## BEGIN

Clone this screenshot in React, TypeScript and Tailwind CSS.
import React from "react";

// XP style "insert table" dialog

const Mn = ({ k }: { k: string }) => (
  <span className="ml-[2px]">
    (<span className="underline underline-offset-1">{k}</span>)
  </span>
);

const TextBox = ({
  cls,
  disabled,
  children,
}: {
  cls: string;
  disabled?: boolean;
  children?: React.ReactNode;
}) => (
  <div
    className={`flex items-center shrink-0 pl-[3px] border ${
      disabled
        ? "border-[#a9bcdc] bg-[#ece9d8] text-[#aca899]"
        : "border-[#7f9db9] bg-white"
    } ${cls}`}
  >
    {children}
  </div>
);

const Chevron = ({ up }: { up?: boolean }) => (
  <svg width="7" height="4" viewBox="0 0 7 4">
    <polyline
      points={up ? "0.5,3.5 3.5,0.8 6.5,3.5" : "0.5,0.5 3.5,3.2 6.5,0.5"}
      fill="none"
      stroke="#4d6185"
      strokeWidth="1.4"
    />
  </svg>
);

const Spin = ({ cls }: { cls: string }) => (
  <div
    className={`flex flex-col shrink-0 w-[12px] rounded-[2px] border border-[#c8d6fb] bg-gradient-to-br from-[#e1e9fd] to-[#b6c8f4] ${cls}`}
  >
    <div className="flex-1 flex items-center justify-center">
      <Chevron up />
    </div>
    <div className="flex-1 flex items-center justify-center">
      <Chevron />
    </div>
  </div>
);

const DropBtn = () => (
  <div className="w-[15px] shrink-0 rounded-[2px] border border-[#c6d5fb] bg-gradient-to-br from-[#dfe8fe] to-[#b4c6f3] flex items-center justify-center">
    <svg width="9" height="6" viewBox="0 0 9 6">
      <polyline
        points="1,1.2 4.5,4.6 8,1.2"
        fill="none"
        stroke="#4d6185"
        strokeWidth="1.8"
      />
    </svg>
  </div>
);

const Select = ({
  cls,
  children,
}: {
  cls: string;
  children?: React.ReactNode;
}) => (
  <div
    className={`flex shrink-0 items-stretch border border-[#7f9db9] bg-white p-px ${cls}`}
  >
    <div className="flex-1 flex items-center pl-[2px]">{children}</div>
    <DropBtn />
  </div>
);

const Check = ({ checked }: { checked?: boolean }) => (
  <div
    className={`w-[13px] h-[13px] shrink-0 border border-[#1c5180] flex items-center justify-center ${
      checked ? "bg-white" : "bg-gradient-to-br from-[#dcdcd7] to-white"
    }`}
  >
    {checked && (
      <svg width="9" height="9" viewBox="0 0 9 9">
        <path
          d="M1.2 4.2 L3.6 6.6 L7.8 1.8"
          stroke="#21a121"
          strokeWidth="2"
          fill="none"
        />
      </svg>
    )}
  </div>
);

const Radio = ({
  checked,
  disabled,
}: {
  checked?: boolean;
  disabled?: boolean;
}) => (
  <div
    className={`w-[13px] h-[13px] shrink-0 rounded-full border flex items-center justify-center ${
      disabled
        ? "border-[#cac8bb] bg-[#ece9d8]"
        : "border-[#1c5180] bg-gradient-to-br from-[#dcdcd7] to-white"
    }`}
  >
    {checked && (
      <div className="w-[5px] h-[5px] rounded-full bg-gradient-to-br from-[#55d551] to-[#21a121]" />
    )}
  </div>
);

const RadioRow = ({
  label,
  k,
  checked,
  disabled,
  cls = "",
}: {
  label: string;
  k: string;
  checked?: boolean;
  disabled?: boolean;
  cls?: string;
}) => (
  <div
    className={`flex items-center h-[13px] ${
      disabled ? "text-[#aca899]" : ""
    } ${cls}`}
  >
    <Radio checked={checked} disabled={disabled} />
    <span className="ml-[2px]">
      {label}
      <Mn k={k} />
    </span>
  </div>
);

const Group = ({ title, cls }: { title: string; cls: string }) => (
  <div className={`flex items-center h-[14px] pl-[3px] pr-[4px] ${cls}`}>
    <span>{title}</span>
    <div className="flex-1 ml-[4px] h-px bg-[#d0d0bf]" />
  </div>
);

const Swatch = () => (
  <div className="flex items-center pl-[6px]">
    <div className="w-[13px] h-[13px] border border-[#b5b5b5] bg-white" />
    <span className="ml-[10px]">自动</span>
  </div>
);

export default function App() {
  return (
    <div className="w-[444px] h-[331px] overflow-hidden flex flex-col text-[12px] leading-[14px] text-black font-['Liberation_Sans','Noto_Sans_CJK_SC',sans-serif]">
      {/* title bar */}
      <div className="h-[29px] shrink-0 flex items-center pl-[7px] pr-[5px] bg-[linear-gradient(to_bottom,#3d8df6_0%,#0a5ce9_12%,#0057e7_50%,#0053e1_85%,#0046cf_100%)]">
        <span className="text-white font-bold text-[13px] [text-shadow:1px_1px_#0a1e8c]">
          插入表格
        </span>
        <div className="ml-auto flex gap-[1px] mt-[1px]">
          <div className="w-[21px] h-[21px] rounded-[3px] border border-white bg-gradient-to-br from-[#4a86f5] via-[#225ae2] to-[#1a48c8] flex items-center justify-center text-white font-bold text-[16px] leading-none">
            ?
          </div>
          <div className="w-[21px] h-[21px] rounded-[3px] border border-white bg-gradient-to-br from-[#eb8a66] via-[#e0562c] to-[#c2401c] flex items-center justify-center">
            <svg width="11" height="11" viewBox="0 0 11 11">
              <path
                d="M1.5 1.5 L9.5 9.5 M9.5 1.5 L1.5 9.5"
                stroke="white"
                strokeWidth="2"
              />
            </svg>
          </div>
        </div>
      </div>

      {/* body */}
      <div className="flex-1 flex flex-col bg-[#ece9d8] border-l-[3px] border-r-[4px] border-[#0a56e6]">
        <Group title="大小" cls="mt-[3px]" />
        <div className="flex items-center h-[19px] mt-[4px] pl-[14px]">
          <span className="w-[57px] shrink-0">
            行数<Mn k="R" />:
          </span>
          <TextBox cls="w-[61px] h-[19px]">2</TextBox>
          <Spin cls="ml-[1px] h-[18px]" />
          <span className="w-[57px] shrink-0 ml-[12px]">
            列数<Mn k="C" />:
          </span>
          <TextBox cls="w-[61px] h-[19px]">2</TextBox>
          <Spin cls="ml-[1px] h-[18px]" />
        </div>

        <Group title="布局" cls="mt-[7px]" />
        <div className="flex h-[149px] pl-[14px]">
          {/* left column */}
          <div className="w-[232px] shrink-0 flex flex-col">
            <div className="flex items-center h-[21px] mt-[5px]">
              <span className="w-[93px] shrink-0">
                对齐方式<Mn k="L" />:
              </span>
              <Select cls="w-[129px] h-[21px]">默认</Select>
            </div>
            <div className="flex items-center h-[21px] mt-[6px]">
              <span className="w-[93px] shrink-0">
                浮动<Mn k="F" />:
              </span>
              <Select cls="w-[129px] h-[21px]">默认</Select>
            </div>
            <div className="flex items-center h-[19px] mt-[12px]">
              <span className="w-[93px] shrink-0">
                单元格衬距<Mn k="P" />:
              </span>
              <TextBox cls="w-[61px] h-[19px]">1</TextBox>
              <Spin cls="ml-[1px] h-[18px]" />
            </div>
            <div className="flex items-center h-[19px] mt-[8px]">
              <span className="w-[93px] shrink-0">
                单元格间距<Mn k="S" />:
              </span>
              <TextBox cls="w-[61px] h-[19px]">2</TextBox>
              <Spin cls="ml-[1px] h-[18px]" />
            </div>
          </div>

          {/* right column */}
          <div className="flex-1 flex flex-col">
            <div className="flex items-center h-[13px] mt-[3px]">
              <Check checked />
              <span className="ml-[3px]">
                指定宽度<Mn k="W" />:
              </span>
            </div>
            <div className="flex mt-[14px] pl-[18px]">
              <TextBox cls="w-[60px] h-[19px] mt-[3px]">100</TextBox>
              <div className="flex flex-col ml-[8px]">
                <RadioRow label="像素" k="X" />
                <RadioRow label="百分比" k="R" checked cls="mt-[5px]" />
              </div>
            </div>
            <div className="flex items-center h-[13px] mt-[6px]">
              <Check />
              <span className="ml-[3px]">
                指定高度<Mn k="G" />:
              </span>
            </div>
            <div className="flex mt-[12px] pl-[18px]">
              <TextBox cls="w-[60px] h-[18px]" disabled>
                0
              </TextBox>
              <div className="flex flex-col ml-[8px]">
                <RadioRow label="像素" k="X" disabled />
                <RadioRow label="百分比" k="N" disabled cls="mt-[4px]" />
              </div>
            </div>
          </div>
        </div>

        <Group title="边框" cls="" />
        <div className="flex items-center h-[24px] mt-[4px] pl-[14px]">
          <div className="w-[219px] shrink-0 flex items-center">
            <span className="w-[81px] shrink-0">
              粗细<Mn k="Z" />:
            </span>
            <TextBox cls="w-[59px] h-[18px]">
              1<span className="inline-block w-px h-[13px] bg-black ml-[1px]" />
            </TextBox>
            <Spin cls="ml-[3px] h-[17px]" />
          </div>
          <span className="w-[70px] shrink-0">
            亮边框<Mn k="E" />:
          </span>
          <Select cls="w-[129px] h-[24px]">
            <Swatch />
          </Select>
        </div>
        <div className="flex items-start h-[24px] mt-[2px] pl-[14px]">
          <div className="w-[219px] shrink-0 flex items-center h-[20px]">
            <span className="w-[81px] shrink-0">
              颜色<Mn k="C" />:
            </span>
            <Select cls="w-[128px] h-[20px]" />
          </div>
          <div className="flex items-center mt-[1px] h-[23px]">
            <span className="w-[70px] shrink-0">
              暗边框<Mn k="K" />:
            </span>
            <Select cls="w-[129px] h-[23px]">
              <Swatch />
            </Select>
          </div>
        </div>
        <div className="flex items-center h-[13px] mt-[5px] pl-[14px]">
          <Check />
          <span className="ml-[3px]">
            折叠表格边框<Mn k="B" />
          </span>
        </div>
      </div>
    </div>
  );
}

## END

### Goal
Extract every line containing the string "React" from the material.

### Full solution
Clone this screenshot in React, TypeScript and Tailwind CSS.
import React from "react";
  children?: React.ReactNode;
  children?: React.ReactNode;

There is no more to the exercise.